Score NO: If the existing answer is NO and If the Information is not present in the context.

###Feedback: """

python

# FaithfulnessEvaluator with Prometheus model
prometheus_faithfulness_evaluator = FaithfulnessEvaluator(
    llm=prometheus_llm,
    eval_template=ABS_SYSTEM_PROMPT
    + "\n\n"
    + prometheus_faithfulness_eval_prompt_template,
    refine_template=ABS_SYSTEM_PROMPT
    + "\n\n"
    + prometheus_faithfulness_refine_prompt_template,
)

python

response_vector = query_engine1.query(query)

python

faithfulness_result = prometheus_faithfulness_evaluator.evaluate_response(
    response=response_vector
)

python

faithfulness_result.score

python

faithfulness_result.passing

Observation:

The score and passing denotes there is no hallucination observed.

Relevancy Evaluator

python

prometheus_relevancy_eval_prompt_template = """###Task Description:
An instruction (might include an Input inside it), a query with response, context, and a score rubric representing evaluation criteria are given.
1. You are provided with evaluation task with the help of a query with response and context.
2. Write a detailed feedback based on evaluation task and the given score rubric, not evaluating in general.
3. After writing a feedback, write a score that is A or B. You should refer to the score rubric.
4. The output format should look as follows: "Feedback: (write a feedback for criteria) [RESULT] (YES or NO)”
5. Please do not generate any other opening, closing, and explanations.

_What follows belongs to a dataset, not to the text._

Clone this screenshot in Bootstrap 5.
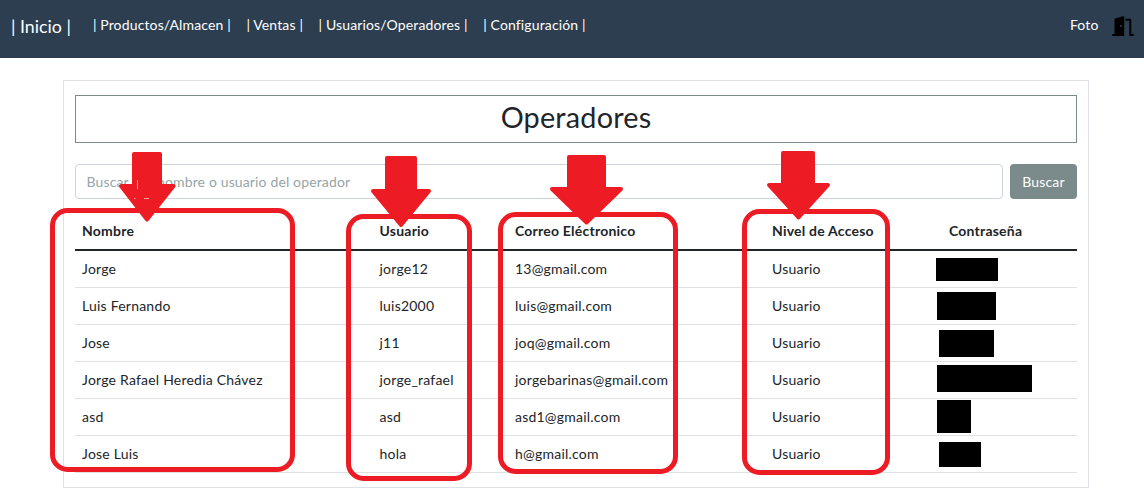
<!DOCTYPE html>
<html lang="es">
<head>
<meta charset="utf-8">
<title>Operadores</title>
<link href="https://cdn.jsdelivr.net/npm/bootstrap@5.3.0/dist/css/bootstrap.min.css" rel="stylesheet">
<style>
body{font-family:Lato,sans-serif;font-size:14px;line-height:1.5;color:#212529;overflow:hidden}
.topbar{background:#2c3e50;height:58px;padding:0 9px 0 11px;--bs-navbar-nav-link-padding-x:0}
.topbar a{color:#fff!important;white-space:nowrap}
.topbar .navbar-brand{font-size:17.8px;padding:0;margin:0 22px 7px 0;line-height:26px}
.topbar .navbar-nav{gap:15.5px;margin-bottom:8px}
.topbar .nav-link{padding:0;line-height:22px;letter-spacing:.14px}
.panel{width:1026px;height:408px;margin:22px 0 0 63px;padding:14px 11px;border:1px solid #dee2e6}
.heading{height:48px;border:1px solid #7b8a8b;font-size:28.8px;letter-spacing:.2px;font-weight:400;line-height:43px;margin:0 0 21px}
.search{gap:7px;margin-bottom:13px}
.search .form-control{height:35px;font-size:14px;letter-spacing:.14px;padding:5px 10.5px;border-color:#ced4da;border-radius:4px}
.search .form-control::placeholder{color:#95a5a6}
.search .btn{flex:none;width:67px;height:35px;background:#7b8a8b;color:#fff;font-size:14px;letter-spacing:.15px;padding:0;border-radius:4px}
.users{table-layout:fixed;margin:0;border-color:#dee2e6;letter-spacing:.22px}
.users th,.users td{height:37px;padding:0 7px;line-height:21px;vertical-align:middle;white-space:nowrap}
.users thead th{height:38px;border-bottom:2px solid #212529}
.marks{left:0;top:0}
</style>
<script src="https://cdn.jsdelivr.net/npm/bootstrap@5.3.0/dist/js/bootstrap.bundle.min.js"></script>
</head>
<body class="position-relative">
<nav class="navbar navbar-expand topbar">
  <a class="navbar-brand" href="#">| Inicio |</a>
  <div class="navbar-nav me-auto">
    <a class="nav-link" href="#">| Productos/Almacen |</a>
    <a class="nav-link" href="#">| Ventas |</a>
    <a class="nav-link" href="#">| Usuarios/Operadores |</a>
    <a class="nav-link" href="#">| Configuración |</a>
  </div>
  <div class="navbar-nav align-items-center">
    <a class="nav-link" href="#">Foto</a>
    <svg width="22" height="22" viewBox="0 0 22 22" style="margin:3px 1px 0 -2px"><path d="M2.5 3.5Q2.5 2.8 3.2 2.5L11 .2Q12.2 0 12.2 1V20H.8Q0 20 0 19T.8 18H2.5ZM13.5 2.8H18Q19.3 2.8 19.3 4V18H21Q22 18 22 19T21 20H17.3V4.8H13.5Z"/><circle cx="9" cy="10" r="1" fill="#2c3e50"/></svg>
  </div>
</nav>
<main class="panel">
  <h2 class="heading text-center">Operadores</h2>
  <form class="d-flex search">
    <input class="form-control" type="text" placeholder="Buscar por nombre o usuario del operador">
    <button class="btn" type="button">Buscar</button>
  </form>
  <table class="table users">
    <colgroup><col style="width:297.5px"><col style="width:135.5px"><col style="width:257px"><col style="width:177px"><col></colgroup>
    <thead><tr><th>Nombre</th><th>Usuario</th><th>Correo Eléctronico</th><th>Nivel de Acceso</th><th>Contraseña</th></tr></thead>
    <tbody>
      <tr><td>Jorge</td><td>jorge12</td><td>13@gmail.com</td><td>Usuario</td><td></td></tr>
      <tr><td>Luis Fernando</td><td>luis2000</td><td>luis@gmail.com</td><td>Usuario</td><td></td></tr>
      <tr><td>Jose</td><td>j11</td><td>joq@gmail.com</td><td>Usuario</td><td></td></tr>
      <tr><td>Jorge Rafael Heredia Chávez</td><td>jorge_rafael</td><td>jorgebarinas@gmail.com</td><td>Usuario</td><td></td></tr>
      <tr><td>asd</td><td>asd</td><td>asd1@gmail.com</td><td>Usuario</td><td></td></tr>
      <tr><td>Jose Luis</td><td>hola</td><td>h@gmail.com</td><td>Usuario</td><td></td></tr>
    </tbody>
  </table>
</main>
<!-- Annotations laid over the page: redactions, column outlines, arrows -->
<svg class="marks position-absolute pe-none" width="1144" height="495" viewBox="0 0 1144 495">
  <g shape-rendering="crispEdges">
    <rect x="936" y="258" width="62" height="23"/><rect x="937" y="292" width="59" height="28"/><rect x="939" y="330" width="55" height="27"/>
    <rect x="937" y="365" width="95" height="27"/><rect x="937" y="400" width="34" height="33"/><rect x="939" y="442" width="42" height="25"/>
  </g>
  <g fill="none" stroke="#ed1c24" stroke-width="5">
    <rect x="52.5" y="210.5" width="240" height="259" rx="15"/>
    <rect x="348.5" y="216.5" width="121" height="262" rx="15"/>
    <rect x="500.5" y="214.5" width="175" height="257" rx="15"/>
    <rect x="744.5" y="211.5" width="143" height="261" rx="15"/>
  </g>
  <g fill="#ed1c24" stroke="#ed1c24" stroke-width="4" stroke-linejoin="round">
    <path d="M134 154H160V186H173.5L147 219.5 121 186H134Z"/>
    <path d="M387 158H415V191H429L401 225 373 191H387Z"/>
    <path d="M569 157H604V189H621L586.5 222.5 552 189H569Z"/>
    <path d="M783 153H813V185H828L798.5 217.5 769 185H783Z"/>
  </g>
  <path d="M137.5 180V189M144 198.5H149M134 198.5H135.5" stroke="#f7a3a6" fill="none"/>
</svg>
</body>
</html>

###The instruction to evaluate: Your task is to evaluate if the response for the query is in line with the context information provided.

###Query and Response:
{query_str}

###Context:
{context_str}

###Score Rubrics:
Score YES: If the response for the query is in line with the context information provided.
Score NO: If the response for the query is not in line with the context information provided.

###Feedback: """

prometheus_relevancy_refine_prompt_template = """###Task Description:
An instruction (might include an Input inside it), a query with response, context, an existing answer, and a score rubric representing a evaluation criteria are given.
1. You are provided with evaluation task with the help of a query with response and context and an existing answer.
2. Write a detailed feedback based on evaluation task and the given score rubric, not evaluating in general.
3. After writing a feedback, write a score that is YES or NO. You should refer to the score rubric.
4. The output format should look as follows: "Feedback: (write a feedback for criteria) [RESULT] (YES or NO)"
5. Please do not generate any other opening, closing, and explanations.

###The instruction to evaluate: Your task is to evaluate if the response for the query is in line with the context information provided.

###Query and Response:
{query_str}

###Context:
{context_str}

###Score Rubrics:
Score YES: If the existing answer is already YES or If the response for the query is in line with the context information provided.
Score NO: If the existing answer is NO and If the response for the query is in line with the context information provided.

###Feedback: """

python

# RelevancyEvaluator with Prometheus model
prometheus_relevancy_evaluator = RelevancyEvaluator(
    llm=prometheus_llm,
    eval_template=ABS_SYSTEM_PROMPT
    + "\n\n"
    + prometheus_relevancy_eval_prompt_template,
    refine_template=ABS_SYSTEM_PROMPT
    + "\n\n"
    + prometheus_relevancy_refine_prompt_template,
)

python

relevancy_result = prometheus_relevancy_evaluator.evaluate_response(
    query=query, response=response_vector
)

python

relevancy_result.score

python

relevancy_result.passing

python

display(Markdown(f"<b>{relevancy_result.feedback}</b>"))

Observation:

The feedback indicates that the response to the query aligns well with the provided context information, resulting in a score of 1.0 and passing status of True.

Conclusion:

Exploring Prometheus-2 for OSS evaluation is interesting.

The feedback is in the expected format, making parsing and decision-making easier.

It's valuable to compare with GPT-4 for evaluation purposes and consider using Prometheus-2 in evaluations.

You can refer to our guide on comparing GPT-4 as an evaluator with the OSS evaluation model for experimentation.